**Direction**
Collect all lines from the listing that include the string "screenshot".

**Input material**
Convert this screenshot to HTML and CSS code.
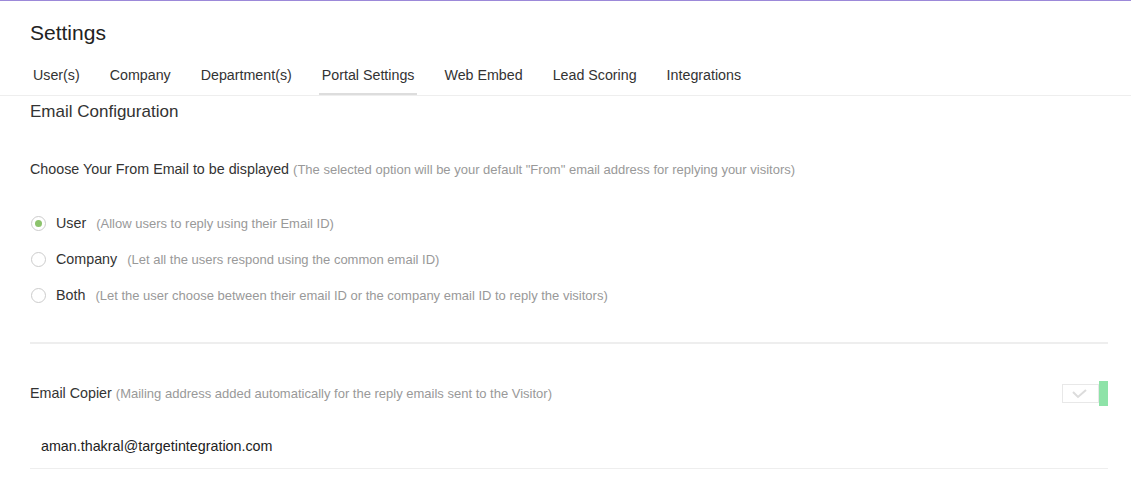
FILE: index.html
```html
<!DOCTYPE html>
<html lang="en">
<head>
    <meta charset="UTF-8">
    <meta name="viewport" content="width=device-width, initial-scale=1.0">
    <title>Settings</title>
    <link rel="stylesheet" href="styles.css">
</head>
<body>
    <div class="header">
        <h1>Settings</h1>
        <div class="tabs">
            <a class="tab">User(s)</a>
            <a class="tab">Company</a>
            <a class="tab">Department(s)</a>
            <a class="tab active">Portal Settings</a>
            <a class="tab">Web Embed</a>
            <a class="tab">Lead Scoring</a>
            <a class="tab">Integrations</a>
        </div>
    </div>

    <div class="content">
        <h2>Email Configuration</h2>

        <p class="label">Choose Your From Email to be displayed <span class="hint">(The selected option will be your default "From" email address for replying your visitors)</span></p>

        <div class="options">
            <label class="option">
                <span class="radio checked"></span>
                <span class="name">User</span>
                <span class="hint">(Allow users to reply using their Email ID)</span>
            </label>
            <label class="option">
                <span class="radio"></span>
                <span class="name">Company</span>
                <span class="hint">(Let all the users respond using the common email ID)</span>
            </label>
            <label class="option">
                <span class="radio"></span>
                <span class="name">Both</span>
                <span class="hint">(Let the user choose between their email ID or the company email ID to reply the visitors)</span>
            </label>
        </div>

        <hr class="divider">

        <div class="copier">
            <p class="label">Email Copier <span class="hint">(Mailing address added automatically for the reply emails sent to the Visitor)</span></p>
            <div class="toggle">
                <span class="toggle-box">
                    <svg width="18" height="10" viewBox="0 0 18 10"><polyline points="1,3 6,8 14,1" fill="none" stroke="#dcdcdc" stroke-width="2"/></svg>
                </span>
                <span class="toggle-knob"></span>
            </div>
        </div>

        <div class="email-input">aman.thakral@targetintegration.com</div>
    </div>
</body>
</html>
```

FILE: styles.css
```css
body {
    margin: 0;
    font-family: 'Liberation Sans', Arial, sans-serif;
    color: #333;
    background: white;
    border-top: 1px solid #9c89d9;
}
.header { padding-top: 20px; border-bottom: 1px solid #eee; }
h1 {
    margin: 0 0 20px 30px;
    font-size: 21px;
    font-weight: normal;
    line-height: 24px;
    color: #222;
}
.tabs { display: flex; gap: 24px; padding-left: 30px; }
.tab {
    padding: 0 3px 8px;
    font-size: 14.25px;
    line-height: 20px;
    color: #333;
    border-bottom: 2px solid transparent;
}
.tab.active { border-bottom-color: #ddd; }

.content { padding: 0 23px 0 30px; }
h2 {
    margin: 6px 0 0 0;
    font-size: 17px;
    font-weight: normal;
    line-height: 20px;
    color: #333;
}
.label { margin: 0; font-size: 14.3px; line-height: 18px; color: #333; }
.content > .label { margin-top: 38px; }
.hint { font-size: 13px; color: #999; }

.options { margin-top: 26px; }
.option { display: flex; align-items: center; height: 36px; font-size: 14.3px; }
.radio {
    width: 13px;
    height: 13px;
    border: 1px solid #ccc;
    border-radius: 50%;
    margin-left: 1px;
    margin-right: 10px;
    display: flex;
    align-items: center;
    justify-content: center;
}
.radio.checked::after {
    content: "";
    width: 7px;
    height: 7px;
    border-radius: 50%;
    background: #8cc36c;
}
.name { margin-right: 10px; color: #333; }

.divider { margin: 29px 0 0; border: none; border-top: 2px solid #eee; }

.copier {
    display: flex;
    align-items: center;
    justify-content: space-between;
    height: 25px;
    margin-top: 37px;
}
.toggle { display: flex; align-items: center; }
.toggle-box {
    width: 35px;
    height: 17px;
    border: 1px solid #e8e8e8;
    display: flex;
    align-items: center;
    justify-content: center;
}
.toggle-knob { width: 9px; height: 25px; background: #8ee3a8; }

.email-input {
    margin-top: 19px;
    padding-left: 11px;
    height: 43px;
    line-height: 43px;
    font-size: 14.3px;
    color: #222;
    border-bottom: 1px solid #eee;
}
```
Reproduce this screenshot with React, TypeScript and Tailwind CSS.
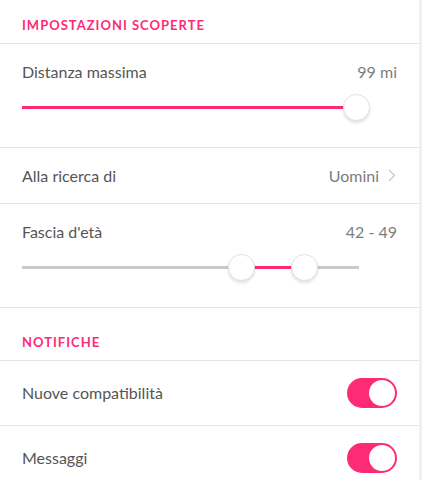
import React from "react";

function SectionHeader({ title, className }: { title: string; className: string }) {
  return (
    <div className={`px-[22px] border-b border-[#e5e5e5] ${className}`}>
      <h3 className="text-[13px] leading-[16px] font-bold tracking-[1px] text-[#fd2b76] uppercase">
        {title}
      </h3>
    </div>
  );
}

function Thumb({ left }: { left: number }) {
  return (
    <div
      className="absolute top-1/2 w-[27px] h-[27px] -mt-[14px] -ml-[13.5px] rounded-full bg-white border border-[#e2e2e2] shadow-[0_2px_3px_rgba(0,0,0,0.12)]"
      style={{ left }}
    />
  );
}

function Toggle() {
  return (
    <div className="w-[50px] h-[30px] rounded-full bg-[#fd2b76] flex items-center justify-end pr-[2px]">
      <div className="w-[26px] h-[26px] rounded-full bg-white" />
    </div>
  );
}

export default function App() {
  return (
    <div
      className="flex h-[480px] w-full bg-[#eff0f3] overflow-hidden"
      style={{ fontFamily: "Lato, 'Open Sans', sans-serif" }}
    >
      <div className="w-[419px] bg-white text-[16px]">
        <SectionHeader title="Impostazioni scoperte" className="pt-[17px] pb-[10px]" />

        {/* distance */}
        <div className="px-[22px] pt-[19px] pb-[26px] border-b border-[#e5e5e5]">
          <div className="flex justify-between leading-[18px]">
            <span className="text-[#555555]">Distanza massima</span>
            <span className="text-[#7d7d7d]">99 mi</span>
          </div>
          <div className="relative h-[27px] mt-[13px]">
            <div className="absolute left-0 top-[12px] h-[3px] w-[323px] bg-[#fd2b76]" />
            <Thumb left={334} />
          </div>
        </div>

        {/* looking for */}
        <div className="px-[22px] h-[56px] flex items-center justify-between border-b border-[#e5e5e5]">
          <span className="text-[#555555]">Alla ricerca di</span>
          <div className="flex items-center gap-[9px]">
            <span className="text-[#7d7d7d]">Uomini</span>
            <svg width="8" height="13" viewBox="0 0 8 13" fill="none" className="mr-[1px]">
              <path d="M1 1 L6.5 6.5 L1 12" stroke="#c8c8c8" strokeWidth="1.3" />
            </svg>
          </div>
        </div>

        {/* age */}
        <div className="px-[22px] pt-[19px] pb-[26px] border-b border-[#e5e5e5]">
          <div className="flex justify-between leading-[18px]">
            <span className="text-[#555555]">Fascia d'età</span>
            <span className="text-[#7d7d7d]">42 - 49</span>
          </div>
          <div className="relative h-[27px] mt-[13px]">
            <div className="absolute left-0 top-[12px] h-[3px] w-[337px] bg-[#cacaca]" />
            <div className="absolute left-[219px] top-[12px] h-[3px] w-[63px] bg-[#fd2b76]" />
            <Thumb left={219} />
            <Thumb left={282} />
          </div>
        </div>

        <SectionHeader title="Notifiche" className="pt-[26px] pb-[10px]" />

        <div className="px-[22px] h-[65px] flex items-center justify-between border-b border-[#e5e5e5]">
          <span className="text-[#555555]">Nuove compatibilità</span>
          <Toggle />
        </div>
        <div className="px-[22px] h-[65px] flex items-center justify-between border-b border-[#e5e5e5]">
          <span className="text-[#555555]">Messaggi</span>
          <Toggle />
        </div>
      </div>
    </div>
  );
}
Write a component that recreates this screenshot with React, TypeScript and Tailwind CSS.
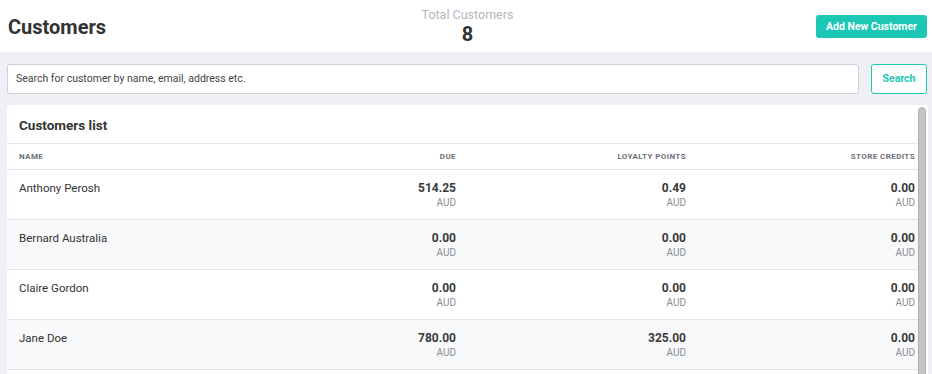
import React from "react";

const rows = [
  { name: "Anthony Perosh", due: "514.25", loyalty: "0.49", credits: "0.00" },
  { name: "Bernard Australia", due: "0.00", loyalty: "0.00", credits: "0.00" },
  { name: "Claire Gordon", due: "0.00", loyalty: "0.00", credits: "0.00" },
  { name: "Jane Doe", due: "780.00", loyalty: "325.00", credits: "0.00" },
];

function Amount({ v }: { v: string }) {
  return (
    <div className="flex flex-col items-end">
      <span className="text-[12px] font-bold leading-[15px] text-[#3a3a3a]">{v}</span>
      <span className="text-[10px] leading-[13px] text-[#8a8d93]">AUD</span>
    </div>
  );
}

export default function App() {
  return (
    <div
      className="w-[932px] h-[374px] overflow-hidden bg-[#eef0f5] flex flex-col"
      style={{ fontFamily: "Roboto, 'Noto Sans', sans-serif" }}
    >
      <div className="h-[52px] shrink-0 bg-white flex items-center pl-[8px] pr-[5px]">
        <div className="flex-1 text-[20px] font-bold text-[#333] pt-[2px]">Customers</div>
        <div className="flex-1 flex flex-col items-center pt-[2px]">
          <span className="text-[12.5px] leading-[14px] text-[#b4b7bc]">Total Customers</span>
          <span className="text-[20px] font-bold leading-[24px] text-[#333]">8</span>
        </div>
        <div className="flex-1 flex justify-end">
          <button className="h-[23px] w-[111px] rounded-[3px] bg-[#1cc8b5] text-white text-[10.5px] font-bold mt-[1px]">
            Add New Customer
          </button>
        </div>
      </div>
      <div className="flex shrink-0 gap-[12px] pl-[7px] pr-[5px] pt-[12px] pb-[11px]">
        <div className="flex-1 h-[30px] bg-white border border-[#cdd0d6] rounded-[3px] flex items-center px-[8px] text-[10.5px] text-[#444]">
          Search for customer by name, email, address etc.
        </div>
        <button className="w-[56px] h-[30px] bg-white border border-[#1cc8b5] rounded-[3px] text-[10.5px] font-bold text-[#1cc8b5]">
          Search
        </button>
      </div>
      <div className="flex-1 ml-[7px] mr-[4px] bg-white rounded-t-[4px] flex">
        <div className="flex-1">
          <div className="h-[39px] flex items-center pl-[12px] pr-[3px] border-b border-[#e6e8ec] text-[13.5px] font-bold text-[#333] pt-[2px]">
            Customers list
          </div>
          <div className="h-[26px] grid grid-cols-[1fr_90px_230px_229px] items-center pl-[12px] pr-[3px] border-b border-[#e0e2e7] text-[8px] font-bold text-[#6b7079] tracking-[0.4px]">
            <span>NAME</span>
            <span className="text-right">DUE</span>
            <span className="text-right">LOYALTY POINTS</span>
            <span className="text-right">STORE CREDITS</span>
          </div>
          {rows.map((r, i) => (
            <div
              key={r.name}
              className={`h-[50px] grid grid-cols-[1fr_90px_230px_229px] items-start pt-[11px] pl-[12px] pr-[3px] border-b border-[#e3e5ea] ${
                i % 2 === 1 ? "bg-[#f8f9fb]" : "bg-white"
              }`}
            >
              <span className="text-[11.5px] text-[#333] leading-[15px]">{r.name}</span>
              <Amount v={r.due} />
              <Amount v={r.loyalty} />
              <Amount v={r.credits} />
            </div>
          ))}
        </div>
        <div className="w-[10px] pt-[2px] bg-white rounded-tr-[4px]">
          <div className="w-[8px] h-[400px] rounded-t-[4px] bg-[#c4c4c4] border border-[#b0b0b0]" />
        </div>
      </div>
    </div>
  );
}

**Final result**
Convert this screenshot to HTML and CSS code.
Reproduce this screenshot with React, TypeScript and Tailwind CSS.
Write a component that recreates this screenshot with React, TypeScript and Tailwind CSS.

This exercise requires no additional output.